Now this is not a safety message or a “how did we ever survive our childhood” story, though the thought has crossed my mind many times since.  Truthfully, we had ample opportunities to face our mortality without the aid of the way back seat, at least I did for all of my antics growing up.  No, this is actually about the view.

As I have aged, I have come to realize that trying to fix our past doesn’t accomplish much more than regret.  Don’t misunderstand me, I adhere to the statement “those who don’t learn history, are doomed to repeat it.”  We must recognize the mistakes we have made and make every effort to learn from them and then to not repeat them.  But we can’t change the past.

So where does that leave me.  The view from that back seat was entertaining but it was where we had been and not where we were going.  That view was from the front seat.  The point I am going to make, is that we can’t relive the past but we can change the future.

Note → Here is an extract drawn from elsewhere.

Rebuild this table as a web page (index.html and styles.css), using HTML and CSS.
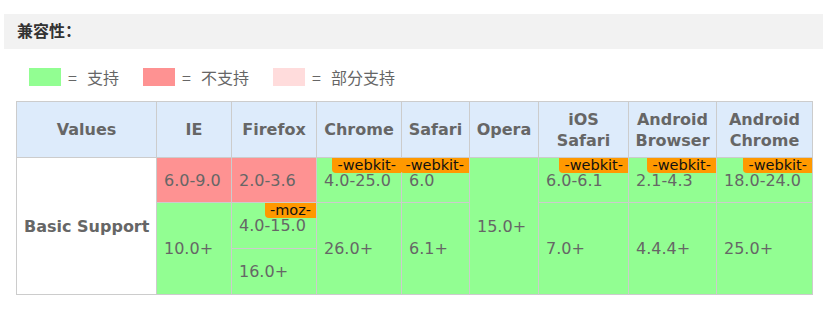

On November 6th, we will ALL have the chance to vote.  Regardless of race or gender, if we are of voting age, we will have the constitutional right to vote.  Sadly, too many of us will be in the rear seat being nostalgic and will in fact, not vote.  We will make excuses like, “it is too hard to choose” or “I haven’t got time” or maybe “it just doesn’t matter.”  We will leave the decision to those riding shotgun to figure out where we are going.  The truth of the matter is that they will take us where THEY are going.

This November 6th, I am asking you to vote, to make a decision in your future through those that you would have define it.  You see, your vote does matter and it is your duty to see that it is counted.  Sitting in the way back seat, waxing nostalgic, is not the best option.  We cannot change the past but we can affect the future.  Not just for us but for all who are counting on us, counting on your vote.

Go to the polls, cast your vote.  I am willing to take the risk that you might not vote the same way I do.  I feel that strongly about the process of electing our officials.  But, who knows, if I am lucky, you just might vote the same way I do and together our votes and the votes of others will be counted and our future might just be a little more in our control.

So on election day, I invite you to ride shotgun and help us all figure out where we, as a free nation, just might be going.